Omelia nella XVIII domenica del Tempo Ordinario
Scavolino (RN), 2 agosto 2020
Is 55,1-3
Sal 144
Rm 8,35.37-39
Mt 14,13-21
Consideriamo attentamente la location del prodigio della moltiplicazione dei pani. Se ricordate, qualche domenica fa, leggevamo che Gesù salì su una barca e parlò da quel luogo instabile alla folla, che invece voleva avere i piedi ben piantati per terra. La barca che è adagiata sulle onde dice tutta la difficoltà, ma anche tutta la fiducia che è necessaria alla scelta evangelica. Anche noi, a volte evitiamo la fatica di credere; vogliamo stare ben piantati nelle nostre sicurezze. Qui cambia la location: questa volta è Gesù che scende, mette i piedi a terra, ma è per una condivisione, per farsi prossimo, perché c’è tanta folla che ha fame, che ha bisogno. Spesso sentiamo l’invito ad essere “in uscita”, a frequentare le periferie. Non si tratta tanto delle periferie intese in senso locale, ma di un decentrarsi, un uscire da noi, un andare fiduciosamente verso l’altro per accoglierlo, “farci uno” con lui, per ascoltarlo, per aiutarlo: siamo fratelli.

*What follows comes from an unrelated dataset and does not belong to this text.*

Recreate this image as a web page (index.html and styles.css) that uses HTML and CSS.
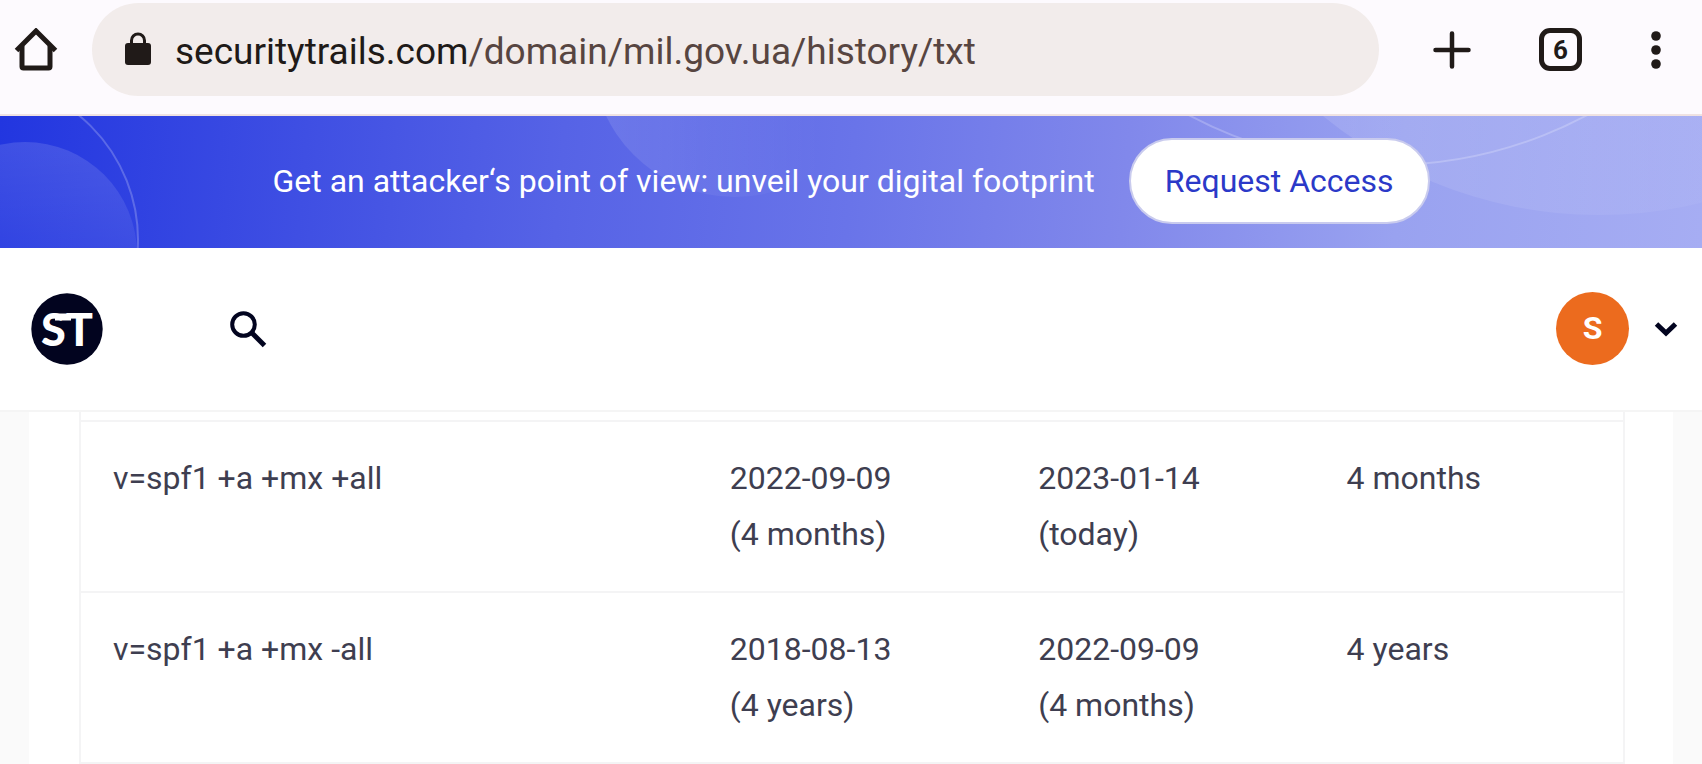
FILE: index.html
```html
<!DOCTYPE html>
<html lang="en">
<head>
<meta charset="utf-8">
<meta name="viewport" content="width=device-width, initial-scale=1">
<title>mil.gov.ua TXT history</title>
<link rel="stylesheet" href="styles.css">
</head>
<body>
<div class="toolbar">
  <button class="icon-btn" type="button" aria-label="Home">
    <svg width="44" height="44" viewBox="0 0 44 44" fill="none" stroke="#201a18" stroke-width="5" stroke-linejoin="round"><path d="M2.500 22.500 22 3l19.500 19.500" stroke-linejoin="miter"/><path d="M8 18v20.500a1.500 1.500 0 0 0 1.500 1.500h25a1.500 1.500 0 0 0 1.500-1.500V18"/></svg>
  </button>
  <div class="address">
    <svg class="lock" width="26" height="36" viewBox="0 0 26 36"><rect y="11" width="26" height="22" rx="3" fill="#201a18"/><path d="M6.500 12V8.500a6.500 6.500 0 0 1 13 0V12" fill="none" stroke="#201a18" stroke-width="3"/></svg>
    <div class="url" role="textbox" aria-label="Address" contenteditable="true" spellcheck="false">securitytrails.com<span class="url-path">/domain/mil.gov.ua/history/txt</span></div>
  </div>
  <div class="actions">
    <button class="icon-btn" type="button" aria-label="New tab">
      <svg width="38" height="38" viewBox="0 0 38 38" stroke="#201a18" stroke-width="4.500" stroke-linecap="round"><path d="M19 2.500v33M2.500 19h33"/></svg>
    </button>
    <button class="tabs-btn" type="button" aria-label="6 open tabs">6</button>
    <button class="icon-btn" type="button" aria-label="Menu">
      <svg width="12" height="40" viewBox="0 0 12 40" fill="#201a18"><circle cx="6" cy="6" r="4.800"/><circle cx="6" cy="20" r="4.800"/><circle cx="6" cy="34" r="4.800"/></svg>
    </button>
  </div>
</div>

<div class="banner">
  <svg class="banner-art" viewBox="0 0 1702 132" preserveAspectRatio="xMidYMid slice" aria-hidden="true">
    <defs>
      <linearGradient id="g1" x1="0" y1="0" x2="0" y2="1"><stop offset="0" stop-color="#fff" stop-opacity=".13"/><stop offset=".5" stop-color="#fff" stop-opacity=".06"/></linearGradient>
      <linearGradient id="g2" x1="0" y1="0" x2="1" y2="0"><stop offset="0" stop-color="#fff" stop-opacity=".12"/><stop offset=".8" stop-color="#fff" stop-opacity="0"/></linearGradient>
      <linearGradient id="g3" x1="0" y1="0" x2="1" y2="0"><stop offset=".15" stop-color="#fff" stop-opacity=".12"/><stop offset=".7" stop-color="#fff" stop-opacity=".03"/></linearGradient>
    </defs>
    <circle cx="25" cy="138" r="112" fill="url(#g1)"/>
    <circle cx="-23" cy="124" r="161" fill="none" stroke="#fff" stroke-opacity=".22" stroke-width="2"/>
    <circle cx="735" cy="-62" r="143" fill="url(#g2)"/>
    <circle cx="1388" cy="-373" r="422" fill="none" stroke="#fff" stroke-opacity=".22" stroke-width="2"/>
    <circle cx="1599" cy="-335" r="434" fill="url(#g3)"/>
  </svg>
  <p class="banner-text">Get an attacker‘s point of view: unveil your digital footprint</p>
  <a class="banner-cta" href="#">Request Access</a>
</div>

<header class="site-header">
  <a class="logo" href="#" aria-label="SecurityTrails">
    <svg width="72" height="72" viewBox="0 0 72 72"><circle cx="36" cy="36" r="35.700" fill="#02041f"/><text class="logo-text" x="36" y="53" text-anchor="middle">ST</text><path d="M24 20.500h16v7H24z" fill="#fff"/></svg>
  </a>
  <button class="search" type="button" aria-label="Search">
    <svg width="38" height="38" viewBox="0 0 38 38" fill="none" stroke="#02041f"><circle cx="14.500" cy="14.500" r="11.300" stroke-width="4"/><path d="m23 23 12.500 12.500" stroke-width="5"/></svg>
  </button>
  <button class="account" type="button" aria-label="Account">
    <span class="avatar">S</span>
    <svg width="24" height="16" viewBox="0 0 24 16" fill="none" stroke="#02041f" stroke-width="5"><path d="m2.500 3 9.500 9 9.500-9"/></svg>
  </button>
</header>

<main class="page">
  <div class="card">
    <div class="table-frame">
      <table class="records">
        <tbody>
          <tr><td>v=spf1 +a +mx +all</td><td>2022-09-09<br>(4 months)</td><td>2023-01-14<br>(today)</td><td>4 months</td></tr>
          <tr><td>v=spf1 +a +mx -all</td><td>2018-08-13<br>(4 years)</td><td>2022-09-09<br>(4 months)</td><td>4 years</td></tr>
        </tbody>
      </table>
    </div>
  </div>
</main>
</body>
</html>
```
FILE: styles.css
```css
* { box-sizing: border-box; }

body {
  margin: 0;
  font-family: Roboto, "Liberation Sans", sans-serif;
  font-size: 32px;
  color: #3e3e50;
  background: #fff;
}

button {
  padding: 0;
  border: 0;
  background: none;
  font: inherit;
  color: inherit;
}

svg { display: block; }

.toolbar {
  display: flex;
  align-items: center;
  gap: 34px;
  padding: 3px 40px 18px 14px;
  background: #fdfafe;
  border-bottom: 2px solid #efe2e2;
}

.address {
  flex: 1;
  display: flex;
  align-items: center;
  gap: 24px;
  min-width: 0;
  padding: 0 33px;
  height: 93px;
  border-radius: 47px;
  background: #f2eceb;
}

.url {
  padding-top: 4px;
  font-size: 37px;
  line-height: 48px;
  white-space: nowrap;
  outline: 0;
  color: #201a18;
}

.url-path { color: #574541; }

.actions {
  display: flex;
  align-items: center;
  gap: 68px;
  padding-left: 20px;
}

.tabs-btn {
  width: 43px;
  height: 43px;
  border: 5px solid #201a18;
  border-radius: 11px;
  font-size: 26px;
  font-weight: 700;
  line-height: 32px;
  color: #201a18;
}

.banner {
  position: relative;
  display: flex;
  align-items: center;
  justify-content: center;
  gap: 34px;
  padding: 22px 24px 24px;
  overflow: hidden;
  background: linear-gradient(95deg, #2236e0 0%, #3f4fe3 18%, #5663e6 33%, #6974e9 50%, #8188eb 66%, #99a2f0 82%, #a6adf3 100%);
}

.banner-art {
  position: absolute;
  inset: 0;
  width: 100%;
  height: 100%;
}

.banner-text {
  position: relative;
  margin: 0;
  color: #fff;
}

.banner-cta {
  position: relative;
  padding: 0 34px;
  border: 2px solid #c9cbee;
  border-radius: 43px;
  background: #fff;
  color: #2b39c8;
  line-height: 82px;
  text-decoration: none;
}

.site-header {
  display: flex;
  align-items: center;
  padding: 44px 24px 45px 31px;
  border-bottom: 2px solid #f5f5f5;
}

.logo-text {
  font-family: Lato, sans-serif;
  font-size: 45px;
  font-weight: 900;
  fill: #fff;
}

.search { margin-left: 126px; }

.account {
  display: flex;
  align-items: center;
  gap: 25px;
  margin-left: auto;
}

.avatar {
  width: 73px;
  height: 73px;
  border-radius: 50%;
  background: #ec6b1e;
  color: #fff;
  font-weight: 700;
  line-height: 72px;
  text-align: center;
}

.page {
  padding: 0 29px;
  background: #fafafa;
}

.card {
  padding: 0 48px 0 50px;
  background: #fff;
}

.table-frame {
  padding-top: 8px;
  border: solid #f4f4f5;
  border-width: 0 2px;
}

.records {
  width: 100%;
  table-layout: fixed;
  border-collapse: collapse;
  line-height: 56px;
}

.records td {
  width: 20%;
  padding: 28px 32px 29px;
  border: solid #f4f4f5;
  border-width: 2px 0;
  vertical-align: top;
}

.records td:first-child { width: 40%; }
```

In questo brano si vedono due mentalità a confronto. La mentalità del gruppo degli apostoli i quali dicono: «Signore, questa gente non se ne va spontaneamente, congedala; qui non è possibile dar da mangiare a tutta questa gente. C’è solo erba». L’altra mentalità, quella di Gesù, invece è: «Date voi loro da mangiare, mettete insieme quel poco che avete e vedrete che è possibile». Allora vengono portati i cinque pani e i due pesci. È così che dobbiamo interpretare il Padre Nostro. Noi diciamo: «Padre… Dacci oggi il nostro pane quotidiano», ma qui Gesù dice: «Date voi il pane quotidiano».

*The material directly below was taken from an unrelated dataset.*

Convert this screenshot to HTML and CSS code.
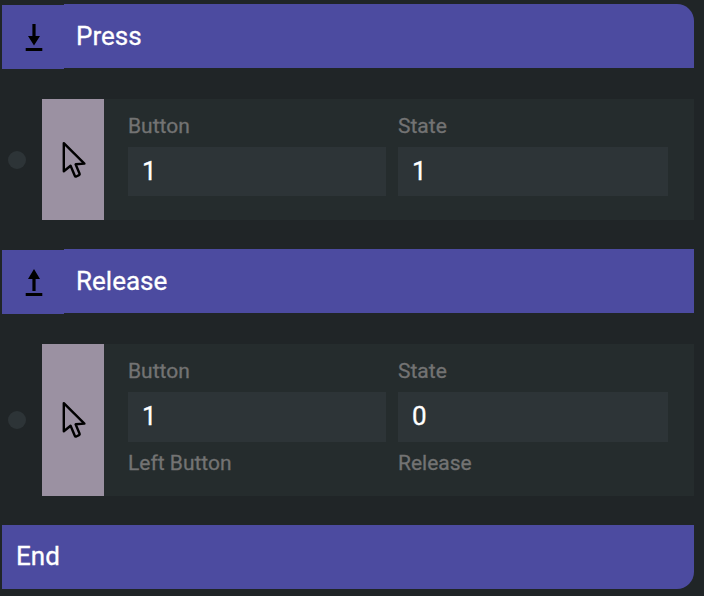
FILE: index.html
```html
<!DOCTYPE html>
<html lang="en">
<head>
<meta charset="utf-8">
<title>Mouse events</title>
<link rel="stylesheet" href="styles.css">
</head>
<body>
<main class="chain">
  <header class="bar bar-first">
    <div class="bar-icon">
      <svg width="18" height="28" viewBox="0 0 18 28"><path d="M7.4 0h3.2v12H15L9 21.500 3 12h4.400zM.7 24h16.600v3H.7z"/></svg>
    </div>
    <h2 class="bar-title">Press</h2>
  </header>
  <section class="event">
    <span class="dot"></span>
    <div class="card">
      <div class="card-icon">
        <svg width="26" height="40" viewBox="0 0 26 40"><path class="cursor" d="M2.800 3.200V31.200L9.600 25.800 13.800 35.800Q14.200 36.800 15.200 36.500L18 35.200Q19 34.800 18.600 33.800L14.600 24.300 23.400 23.600Z"/></svg>
      </div>
      <div class="fields">
        <label class="field"><span class="label">Button</span><input class="input" value="1"></label>
        <label class="field"><span class="label">State</span><input class="input" value="1"></label>
      </div>
    </div>
  </section>
  <header class="bar">
    <div class="bar-icon">
      <svg width="18" height="28" viewBox="0 0 18 28"><path d="M9 0L15 10H10.600V22H7.400V10H3zM.7 24h16.600v3H.7z"/></svg>
    </div>
    <h2 class="bar-title">Release</h2>
  </header>
  <section class="event event-tall">
    <span class="dot"></span>
    <div class="card">
      <div class="card-icon">
        <svg width="26" height="40" viewBox="0 0 26 40"><path class="cursor" d="M2.800 3.200V31.200L9.600 25.800 13.800 35.800Q14.200 36.800 15.200 36.500L18 35.200Q19 34.800 18.600 33.800L14.600 24.300 23.400 23.600Z"/></svg>
      </div>
      <div class="fields">
        <label class="field"><span class="label">Button</span><input class="input" value="1"><span class="hint">Left Button</span></label>
        <label class="field"><span class="label">State</span><input class="input" value="0"><span class="hint">Release</span></label>
      </div>
    </div>
  </section>
  <footer class="bar bar-last">
    <h2 class="bar-title bar-title-plain">End</h2>
  </footer>
</main>
</body>
</html>
```
FILE: styles.css
```css
* { box-sizing: border-box; }
body {
  margin: 0;
  background: #202527;
  font-family: Roboto, sans-serif;
  -webkit-text-stroke: 0.3px;
}
.chain { padding: 4px 10px 0 2px; }
.bar {
  display: flex;
  height: 64px;
  background: #4c4ba0;
}
.bar-first { border-top-right-radius: 17px; }
.bar-last { border-bottom-right-radius: 17px; }
.bar-icon {
  display: flex;
  align-items: center;
  justify-content: center;
  width: 62px;
  height: 64px;
  margin-top: 1px;
  padding: 2px 0 0 2px;
  background: #4c4ba0;
  box-shadow: 0 -1px 0 #202527;
}
.bar-title {
  margin: 0;
  padding-left: 12px;
  color: #fff;
  font-size: 26px;
  font-weight: 400;
  line-height: 64px;
}
.bar-title-plain { padding-left: 14px; line-height: 62px; }
.event {
  display: flex;
  align-items: center;
  height: 121px;
  margin: 31px 0 29px;
}
.event-tall { height: 152px; }
.dot {
  width: 18px;
  height: 18px;
  margin: 0 16px 0 6px;
  border-radius: 50%;
  background: #2d3437;
}
.card {
  display: flex;
  flex: 1;
  height: 100%;
  background: #252c2d;
}
.card-icon {
  display: flex;
  align-items: center;
  justify-content: center;
  width: 62px;
  padding-left: 2px;
  background: #9b91a2;
}
.cursor {
  fill: none;
  stroke: #000;
  stroke-width: 2.4;
  stroke-linejoin: round;
}
.fields {
  display: grid;
  flex: 1;
  grid-template-columns: 258px 270px;
  gap: 12px;
  padding: 14px 26px 0 24px;
}
.field { display: flex; flex-direction: column; }
.label, .hint {
  color: #737373;
  font-size: 21px;
  line-height: 26px;
}
.label { margin-bottom: 8px; }
.hint { margin-top: 8px; }
.input {
  width: 100%;
  height: 49px;
  padding: 0 14px 2px;
  border: 0;
  border-radius: 0;
  background: #2d3437;
  color: #fff;
  font: 26px Roboto, sans-serif;
}
.event-tall .input { height: 50px; }
```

Gesù passa dal lago, dal deserto, a questo tappeto verde e lì il prodigio viene raccontato dall’evangelista Matteo con espressioni che ci fanno pensare immediatamente al Pane trasformato e al Pane che trasforma: allusione abbastanza esplicita all’Eucaristia. A tutti noi sarebbe piaciuto essere fra quei cinquemila, assistere al prodigio e magari trattenere anche un pezzo di pane per noi come ricordo, come souvenir: è il pane della moltiplicazione!
In realtà è molto più bello, insieme ai discepoli di Emmaus, dire: «Gesù resta con noi» (Lc 24,29) e nutrirci di Lui che rimane nel dono di quel pane spezzato. Gesù, più che restare nei nostri tabernacoli dorati, vuole che quei tabernacoli si aprano, vuole che gustiamo il suo Pane, la sua Eucaristia.
Questo miracolo – è narrato sei volte nei Vangeli – ne comprende altri: Gesù sa moltiplicare i miracoli! Per esempio, il primo miracolo è che non è vero che la gente non ascolta, che non ha voglia di sentire i maestri, anzi non se ne va, vuole ascoltare. Il Vangelo, la Parola di Gesù, la Persona di Gesù era ed è attrattiva, crea ascolto, attenzione. Un altro miracolo è che ci sia qualcuno che effettivamente i cinque pani e i due pesci li cede. Nel racconto di Giovanni è un ragazzo che condivide la merenda che si era portato da casa e la mette a disposizione, mentre l’apostolo Andrea dice: «Che cos’è questo per tanta gente?» (Gv 6,9). Terzo miracolo: quel poco che viene messo a disposizione sfama, perché condiviso con cinquemila persone; serve a Gesù per fare il tanto, ma quel poco ci vuole. Gesù invita a metterci nei panni di chi ha fame, di chi è nella necessità; ci chiede di decentrarci, di uscire da noi stessi e di vivere nella carità, solo allora siamo suoi discepoli. Un altro miracolo nel miracolo sono le ceste di avanzi raccolte. Noi andiamo a Lui con le nostre ceste vuote e torniamo con ceste ricolme.
Proviamo ad avere presente questa pagina di Vangelo, ripensiamola ripetutamente, e proviamo a viverla: vedremo miracoli!